▶ **Directive**: Set the listing down unchanged, minus every embedded image.

▶ **Recorded data**:

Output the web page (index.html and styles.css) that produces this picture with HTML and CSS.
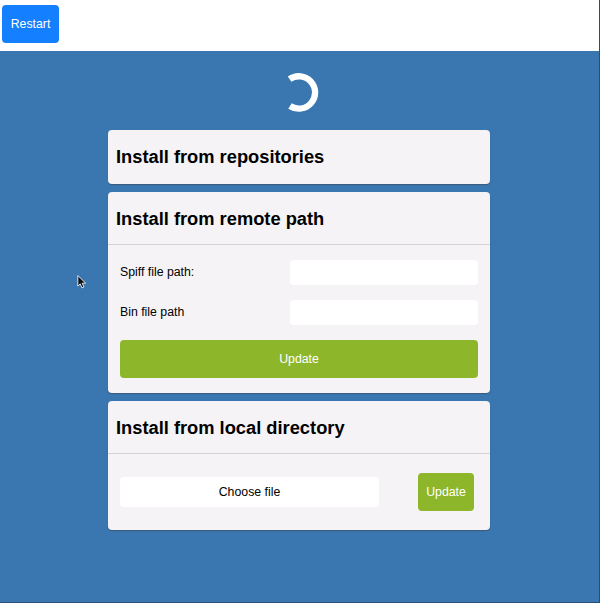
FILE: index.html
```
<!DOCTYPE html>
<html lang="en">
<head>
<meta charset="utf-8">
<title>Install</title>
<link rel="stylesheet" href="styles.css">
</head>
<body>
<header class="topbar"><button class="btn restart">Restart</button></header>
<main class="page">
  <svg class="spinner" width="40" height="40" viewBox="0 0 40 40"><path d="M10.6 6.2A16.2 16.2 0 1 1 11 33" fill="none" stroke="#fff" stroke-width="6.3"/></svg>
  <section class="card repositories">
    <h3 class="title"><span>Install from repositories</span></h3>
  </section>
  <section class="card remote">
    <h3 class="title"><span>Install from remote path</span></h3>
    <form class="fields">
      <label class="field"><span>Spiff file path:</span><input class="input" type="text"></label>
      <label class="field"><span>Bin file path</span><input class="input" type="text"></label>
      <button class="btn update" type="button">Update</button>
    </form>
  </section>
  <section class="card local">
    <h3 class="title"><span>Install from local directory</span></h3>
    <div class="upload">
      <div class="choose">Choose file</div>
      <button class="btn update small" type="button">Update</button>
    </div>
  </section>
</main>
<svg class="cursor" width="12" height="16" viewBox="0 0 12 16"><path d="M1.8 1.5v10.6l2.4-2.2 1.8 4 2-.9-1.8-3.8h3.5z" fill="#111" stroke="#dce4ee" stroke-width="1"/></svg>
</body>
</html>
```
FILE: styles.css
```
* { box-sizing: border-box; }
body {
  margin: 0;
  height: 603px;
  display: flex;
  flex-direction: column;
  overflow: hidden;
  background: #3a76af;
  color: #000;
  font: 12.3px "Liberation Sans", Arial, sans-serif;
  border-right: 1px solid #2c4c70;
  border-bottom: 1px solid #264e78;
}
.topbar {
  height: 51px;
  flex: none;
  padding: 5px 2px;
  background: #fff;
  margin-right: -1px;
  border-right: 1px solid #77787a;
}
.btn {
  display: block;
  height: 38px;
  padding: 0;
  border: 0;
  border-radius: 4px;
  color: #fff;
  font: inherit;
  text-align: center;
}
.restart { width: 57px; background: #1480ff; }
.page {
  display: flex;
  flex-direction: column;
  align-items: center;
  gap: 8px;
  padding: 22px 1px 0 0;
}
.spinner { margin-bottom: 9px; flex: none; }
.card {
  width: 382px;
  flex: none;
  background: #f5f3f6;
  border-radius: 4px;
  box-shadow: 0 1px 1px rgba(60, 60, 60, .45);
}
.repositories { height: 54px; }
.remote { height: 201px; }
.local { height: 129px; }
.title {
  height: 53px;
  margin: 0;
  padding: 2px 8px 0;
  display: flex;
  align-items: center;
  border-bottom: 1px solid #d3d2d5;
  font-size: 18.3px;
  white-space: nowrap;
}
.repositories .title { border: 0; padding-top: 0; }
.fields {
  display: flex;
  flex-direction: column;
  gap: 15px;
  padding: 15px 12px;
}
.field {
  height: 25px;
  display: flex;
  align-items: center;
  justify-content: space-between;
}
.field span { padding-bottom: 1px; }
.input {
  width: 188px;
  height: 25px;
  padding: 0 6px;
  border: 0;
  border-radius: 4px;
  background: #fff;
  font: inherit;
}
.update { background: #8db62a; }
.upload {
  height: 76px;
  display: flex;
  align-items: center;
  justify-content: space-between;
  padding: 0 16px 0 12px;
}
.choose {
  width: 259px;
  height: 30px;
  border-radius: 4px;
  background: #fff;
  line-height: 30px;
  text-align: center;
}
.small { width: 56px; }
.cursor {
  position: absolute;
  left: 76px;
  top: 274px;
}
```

▶ **Response to the exercise**:
Output the web page (index.html and styles.css) that produces this picture with HTML and CSS.
FILE: index.html
```
<!DOCTYPE html>
<html lang="en">
<head>
<meta charset="utf-8">
<title>Install</title>
<link rel="stylesheet" href="styles.css">
</head>
<body>
<header class="topbar"><button class="btn restart">Restart</button></header>
<main class="page">
  <svg class="spinner" width="40" height="40" viewBox="0 0 40 40"><path d="M10.6 6.2A16.2 16.2 0 1 1 11 33" fill="none" stroke="#fff" stroke-width="6.3"/></svg>
  <section class="card repositories">
    <h3 class="title"><span>Install from repositories</span></h3>
  </section>
  <section class="card remote">
    <h3 class="title"><span>Install from remote path</span></h3>
    <form class="fields">
      <label class="field"><span>Spiff file path:</span><input class="input" type="text"></label>
      <label class="field"><span>Bin file path</span><input class="input" type="text"></label>
      <button class="btn update" type="button">Update</button>
    </form>
  </section>
  <section class="card local">
    <h3 class="title"><span>Install from local directory</span></h3>
    <div class="upload">
      <div class="choose">Choose file</div>
      <button class="btn update small" type="button">Update</button>
    </div>
  </section>
</main>
<svg class="cursor" width="12" height="16" viewBox="0 0 12 16"><path d="M1.8 1.5v10.6l2.4-2.2 1.8 4 2-.9-1.8-3.8h3.5z" fill="#111" stroke="#dce4ee" stroke-width="1"/></svg>
</body>
</html>
```
FILE: styles.css
```
* { box-sizing: border-box; }
body {
  margin: 0;
  height: 603px;
  display: flex;
  flex-direction: column;
  overflow: hidden;
  background: #3a76af;
  color: #000;
  font: 12.3px "Liberation Sans", Arial, sans-serif;
  border-right: 1px solid #2c4c70;
  border-bottom: 1px solid #264e78;
}
.topbar {
  height: 51px;
  flex: none;
  padding: 5px 2px;
  background: #fff;
  margin-right: -1px;
  border-right: 1px solid #77787a;
}
.btn {
  display: block;
  height: 38px;
  padding: 0;
  border: 0;
  border-radius: 4px;
  color: #fff;
  font: inherit;
  text-align: center;
}
.restart { width: 57px; background: #1480ff; }
.page {
  display: flex;
  flex-direction: column;
  align-items: center;
  gap: 8px;
  padding: 22px 1px 0 0;
}
.spinner { margin-bottom: 9px; flex: none; }
.card {
  width: 382px;
  flex: none;
  background: #f5f3f6;
  border-radius: 4px;
  box-shadow: 0 1px 1px rgba(60, 60, 60, .45);
}
.repositories { height: 54px; }
.remote { height: 201px; }
.local { height: 129px; }
.title {
  height: 53px;
  margin: 0;
  padding: 2px 8px 0;
  display: flex;
  align-items: center;
  border-bottom: 1px solid #d3d2d5;
  font-size: 18.3px;
  white-space: nowrap;
}
.repositories .title { border: 0; padding-top: 0; }
.fields {
  display: flex;
  flex-direction: column;
  gap: 15px;
  padding: 15px 12px;
}
.field {
  height: 25px;
  display: flex;
  align-items: center;
  justify-content: space-between;
}
.field span { padding-bottom: 1px; }
.input {
  width: 188px;
  height: 25px;
  padding: 0 6px;
  border: 0;
  border-radius: 4px;
  background: #fff;
  font: inherit;
}
.update { background: #8db62a; }
.upload {
  height: 76px;
  display: flex;
  align-items: center;
  justify-content: space-between;
  padding: 0 16px 0 12px;
}
.choose {
  width: 259px;
  height: 30px;
  border-radius: 4px;
  background: #fff;
  line-height: 30px;
  text-align: center;
}
.small { width: 56px; }
.cursor {
  position: absolute;
  left: 76px;
  top: 274px;
}
```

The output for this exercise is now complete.